Without the pictures, repeat the listing character for character.

★ ★ ★ ★ ★ ★ ★

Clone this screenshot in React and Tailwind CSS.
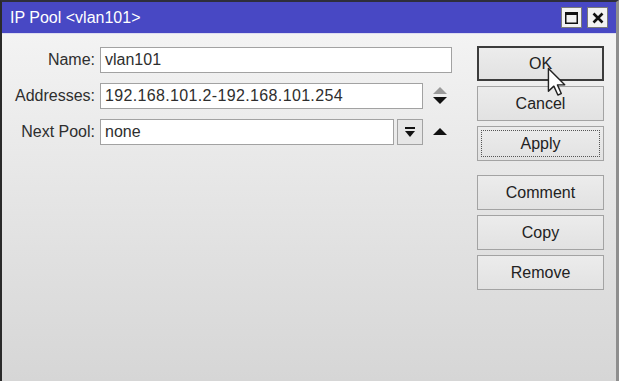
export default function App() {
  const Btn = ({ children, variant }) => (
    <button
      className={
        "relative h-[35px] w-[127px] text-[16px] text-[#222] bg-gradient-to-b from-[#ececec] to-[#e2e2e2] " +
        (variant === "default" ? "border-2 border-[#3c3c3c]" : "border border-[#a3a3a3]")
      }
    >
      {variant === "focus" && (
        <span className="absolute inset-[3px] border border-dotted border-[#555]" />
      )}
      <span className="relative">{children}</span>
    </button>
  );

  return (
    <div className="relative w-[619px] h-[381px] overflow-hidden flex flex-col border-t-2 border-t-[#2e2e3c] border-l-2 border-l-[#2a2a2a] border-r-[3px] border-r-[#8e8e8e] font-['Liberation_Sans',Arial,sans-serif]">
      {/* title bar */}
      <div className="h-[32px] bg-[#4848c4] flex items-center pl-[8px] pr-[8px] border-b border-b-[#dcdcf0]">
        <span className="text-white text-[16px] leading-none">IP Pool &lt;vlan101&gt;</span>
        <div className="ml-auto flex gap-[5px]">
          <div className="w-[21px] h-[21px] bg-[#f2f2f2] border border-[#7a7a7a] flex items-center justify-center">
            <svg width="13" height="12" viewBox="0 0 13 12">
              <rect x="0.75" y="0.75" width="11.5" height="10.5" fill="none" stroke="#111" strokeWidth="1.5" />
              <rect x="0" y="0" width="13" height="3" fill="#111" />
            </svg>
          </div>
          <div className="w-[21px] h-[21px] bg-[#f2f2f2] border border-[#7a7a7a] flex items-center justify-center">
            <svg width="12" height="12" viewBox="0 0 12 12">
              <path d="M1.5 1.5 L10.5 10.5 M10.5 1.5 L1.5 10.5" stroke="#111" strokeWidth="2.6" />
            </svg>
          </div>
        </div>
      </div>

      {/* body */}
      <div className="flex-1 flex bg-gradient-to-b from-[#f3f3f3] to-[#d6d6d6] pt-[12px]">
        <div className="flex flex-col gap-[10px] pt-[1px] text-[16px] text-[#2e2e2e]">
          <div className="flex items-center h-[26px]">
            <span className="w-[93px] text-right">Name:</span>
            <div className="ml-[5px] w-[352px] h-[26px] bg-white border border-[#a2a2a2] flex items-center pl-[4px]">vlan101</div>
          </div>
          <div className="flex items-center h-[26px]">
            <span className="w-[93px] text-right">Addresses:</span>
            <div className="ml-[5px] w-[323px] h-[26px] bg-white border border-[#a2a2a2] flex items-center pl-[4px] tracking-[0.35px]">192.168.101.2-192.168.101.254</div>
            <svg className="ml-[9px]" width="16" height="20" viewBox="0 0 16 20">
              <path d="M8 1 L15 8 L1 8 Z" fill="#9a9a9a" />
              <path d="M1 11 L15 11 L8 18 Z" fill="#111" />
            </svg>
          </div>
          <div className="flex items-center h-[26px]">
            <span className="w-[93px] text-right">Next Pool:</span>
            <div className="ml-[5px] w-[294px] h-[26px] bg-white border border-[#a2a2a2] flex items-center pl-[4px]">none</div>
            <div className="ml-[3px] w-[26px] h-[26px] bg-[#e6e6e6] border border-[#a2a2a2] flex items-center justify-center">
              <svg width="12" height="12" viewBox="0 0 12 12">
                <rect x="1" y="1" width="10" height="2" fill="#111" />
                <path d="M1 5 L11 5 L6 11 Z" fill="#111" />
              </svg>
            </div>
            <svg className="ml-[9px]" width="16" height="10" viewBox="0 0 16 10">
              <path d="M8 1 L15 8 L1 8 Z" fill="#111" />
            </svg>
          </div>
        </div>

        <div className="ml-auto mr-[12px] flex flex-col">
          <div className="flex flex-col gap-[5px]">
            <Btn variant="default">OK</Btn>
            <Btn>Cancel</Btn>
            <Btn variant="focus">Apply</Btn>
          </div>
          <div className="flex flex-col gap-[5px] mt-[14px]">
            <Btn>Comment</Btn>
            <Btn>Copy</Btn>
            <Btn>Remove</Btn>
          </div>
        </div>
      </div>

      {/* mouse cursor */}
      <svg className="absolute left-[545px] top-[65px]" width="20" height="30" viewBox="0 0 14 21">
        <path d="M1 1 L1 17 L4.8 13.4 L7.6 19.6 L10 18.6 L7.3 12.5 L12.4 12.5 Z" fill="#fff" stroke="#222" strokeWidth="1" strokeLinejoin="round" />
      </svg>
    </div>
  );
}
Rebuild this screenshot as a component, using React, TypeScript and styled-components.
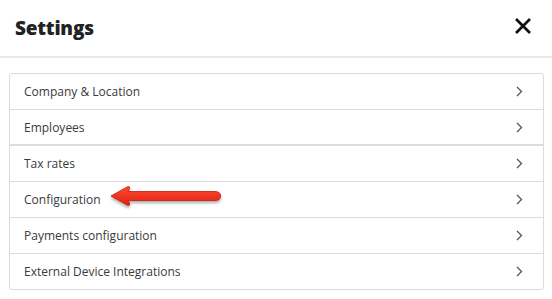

★ ★ ★ ★ ★ ★ ★

→ **Result for this task**:
Clone this screenshot in React and Tailwind CSS.
export default function App() {
  const Btn = ({ children, variant }) => (
    <button
      className={
        "relative h-[35px] w-[127px] text-[16px] text-[#222] bg-gradient-to-b from-[#ececec] to-[#e2e2e2] " +
        (variant === "default" ? "border-2 border-[#3c3c3c]" : "border border-[#a3a3a3]")
      }
    >
      {variant === "focus" && (
        <span className="absolute inset-[3px] border border-dotted border-[#555]" />
      )}
      <span className="relative">{children}</span>
    </button>
  );

  return (
    <div className="relative w-[619px] h-[381px] overflow-hidden flex flex-col border-t-2 border-t-[#2e2e3c] border-l-2 border-l-[#2a2a2a] border-r-[3px] border-r-[#8e8e8e] font-['Liberation_Sans',Arial,sans-serif]">
      {/* title bar */}
      <div className="h-[32px] bg-[#4848c4] flex items-center pl-[8px] pr-[8px] border-b border-b-[#dcdcf0]">
        <span className="text-white text-[16px] leading-none">IP Pool &lt;vlan101&gt;</span>
        <div className="ml-auto flex gap-[5px]">
          <div className="w-[21px] h-[21px] bg-[#f2f2f2] border border-[#7a7a7a] flex items-center justify-center">
            <svg width="13" height="12" viewBox="0 0 13 12">
              <rect x="0.75" y="0.75" width="11.5" height="10.5" fill="none" stroke="#111" strokeWidth="1.5" />
              <rect x="0" y="0" width="13" height="3" fill="#111" />
            </svg>
          </div>
          <div className="w-[21px] h-[21px] bg-[#f2f2f2] border border-[#7a7a7a] flex items-center justify-center">
            <svg width="12" height="12" viewBox="0 0 12 12">
              <path d="M1.5 1.5 L10.5 10.5 M10.5 1.5 L1.5 10.5" stroke="#111" strokeWidth="2.6" />
            </svg>
          </div>
        </div>
      </div>

      {/* body */}
      <div className="flex-1 flex bg-gradient-to-b from-[#f3f3f3] to-[#d6d6d6] pt-[12px]">
        <div className="flex flex-col gap-[10px] pt-[1px] text-[16px] text-[#2e2e2e]">
          <div className="flex items-center h-[26px]">
            <span className="w-[93px] text-right">Name:</span>
            <div className="ml-[5px] w-[352px] h-[26px] bg-white border border-[#a2a2a2] flex items-center pl-[4px]">vlan101</div>
          </div>
          <div className="flex items-center h-[26px]">
            <span className="w-[93px] text-right">Addresses:</span>
            <div className="ml-[5px] w-[323px] h-[26px] bg-white border border-[#a2a2a2] flex items-center pl-[4px] tracking-[0.35px]">192.168.101.2-192.168.101.254</div>
            <svg className="ml-[9px]" width="16" height="20" viewBox="0 0 16 20">
              <path d="M8 1 L15 8 L1 8 Z" fill="#9a9a9a" />
              <path d="M1 11 L15 11 L8 18 Z" fill="#111" />
            </svg>
          </div>
          <div className="flex items-center h-[26px]">
            <span className="w-[93px] text-right">Next Pool:</span>
            <div className="ml-[5px] w-[294px] h-[26px] bg-white border border-[#a2a2a2] flex items-center pl-[4px]">none</div>
            <div className="ml-[3px] w-[26px] h-[26px] bg-[#e6e6e6] border border-[#a2a2a2] flex items-center justify-center">
              <svg width="12" height="12" viewBox="0 0 12 12">
                <rect x="1" y="1" width="10" height="2" fill="#111" />
                <path d="M1 5 L11 5 L6 11 Z" fill="#111" />
              </svg>
            </div>
            <svg className="ml-[9px]" width="16" height="10" viewBox="0 0 16 10">
              <path d="M8 1 L15 8 L1 8 Z" fill="#111" />
            </svg>
          </div>
        </div>

        <div className="ml-auto mr-[12px] flex flex-col">
          <div className="flex flex-col gap-[5px]">
            <Btn variant="default">OK</Btn>
            <Btn>Cancel</Btn>
            <Btn variant="focus">Apply</Btn>
          </div>
          <div className="flex flex-col gap-[5px] mt-[14px]">
            <Btn>Comment</Btn>
            <Btn>Copy</Btn>
            <Btn>Remove</Btn>
          </div>
        </div>
      </div>

      {/* mouse cursor */}
      <svg className="absolute left-[545px] top-[65px]" width="20" height="30" viewBox="0 0 14 21">
        <path d="M1 1 L1 17 L4.8 13.4 L7.6 19.6 L10 18.6 L7.3 12.5 L12.4 12.5 Z" fill="#fff" stroke="#222" strokeWidth="1" strokeLinejoin="round" />
      </svg>
    </div>
  );
}
Rebuild this screenshot as a component, using React, TypeScript and styled-components.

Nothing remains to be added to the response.